In Bush-tone, Somawansa Amarasinghe said "India is leading the R2P (Responsibility to Protect) evil axis in Sri Lanka. The administrations in New Delhi, Brussels, Oslo, Washington and Tokyo are the key partners in this campaign. We are very concerned about this evil design." The R2P concept to intervene in failed states where a Government cannot protect its citizens first surfaced during the UN sponsored World Leaders Summit in 2005. It was advocated by the International Crisis Group (ICG) whose head visited Sri Lanka last year.
Pointing out that R2P meant "Right to Plunder," Amerasinghe said the Provincial Councils system in Sri Lanka was introduced when India held the then Government at gun point. He said his party would "vehemently reject" the implementation of the 13th Amendment to the Constitution because it was illegal and emanated from the Indo-Sri Lanka Agreement of July 1987. He said his party "completely rejected" the proposals of the APRC. He said the 39 MPs of the JVP held the balance of power in Parliament. Under no circumstances would they allow the implementation of the 13th Amendment to the Constitution.
Amerasinghe, however, added that his party was fully supportive of the ongoing military campaign against Tiger guerrillas. "We must ensure national security and defeat terrorism at any cost.
The troops will capture Wanni very soon," he declared. He likened the LTTE to that of a "fully blown Pappadam. It was cracking," he said. Amerasinghe was also to say that the Indian bureaucracy was misleading Indian Prime Minister, Manmohan Singh. India had supported cross-border terrorism in the 1980s, then they intervened militarily. He said the present Indian Government should not pursue that path.

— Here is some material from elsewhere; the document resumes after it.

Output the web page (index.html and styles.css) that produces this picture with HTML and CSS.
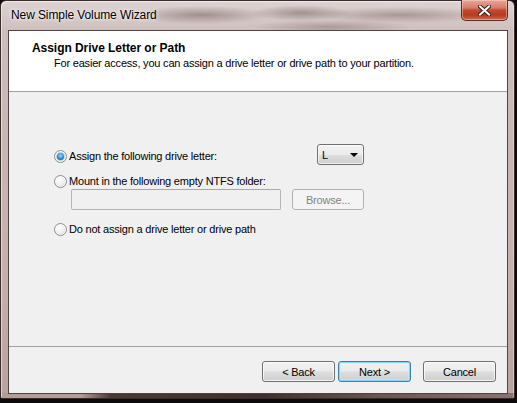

Students of politics will recall the origin of the JVP, and Somawansa Amarasinghe is one of the original leaders of that party, when they indoctrinated young men and women with the doctrine of Indian Expansionism and the evils thereof. If that was in the 1971 insurgency, then used the Indo-Lanka Agreement to unleash a boycott of Indian goods.
The 13th Amendment is meant to take the country forward. And so too, the 17th Amendment. It seems, both are poised for doing anything but that.